Last week, it was the turn of Jesse Jackson. "Cut his nuts out", the black civil rights leader was caught remarking of Barack Obama, after an interview on Fox News. Unbeknown to Jackson, however, every word was still being picked up for posterity.

Mostly, such incidents are quickly forgotten. Who remembers Bush and Cheney privately agreeing that a certain New York Times reporter was "a major-league asshole"? But Jackson's suggestion that Obama (below) might usefully be castrated is a major-league matter. Not in terms of any damage (physical or political) to the candidate, but in terms of the momentous shift under way in the leadership of black America.

In fact, the "nuts" bit is a sideshow. Jackson's really telling off-the-record words were how Obama had been "talking down to blacks" when he demanded that black fathers do a better job of bringing up their children. That he chose to spotlight the failings of black families, and of deadbeat absentee dads in particular, is not new. The comedian Bill Cosby was roundly criticised in his time for saying much the same.

Indeed, the decline of the black family has been a constant theme of the much-reviled Louis Farrakhan.
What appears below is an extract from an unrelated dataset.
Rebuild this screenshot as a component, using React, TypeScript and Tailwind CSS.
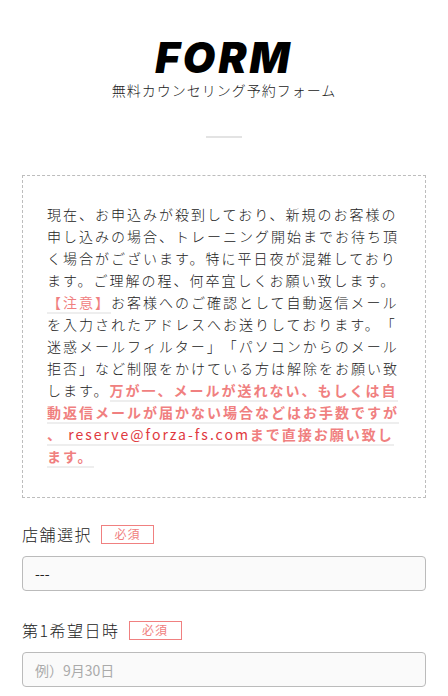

He, of course, starts from a different premise: that blacks shouldn't expect anything from America's irredeemably racist white rulers. But Farrakhan's conclusion is the same as Obama's. His people must set their own society in order; no one else will do it for them.

That, however, has not been the view of Jesse Jackson, long honorary president of black America. His pedigree goes back to the civil rights struggle and his close association with Martin Luther King, by whose side he had stood on the balcony of the Lorraine Motel in Memphis where King was cut down. Jackson's runs for President, in 1984 and in particular 1988, when he won several primaries, have hitherto been the high-water mark of black achievement in a white political system. Even when he was no longer a candidate, the Jackson speech was a traditional highlight of Democratic conventions.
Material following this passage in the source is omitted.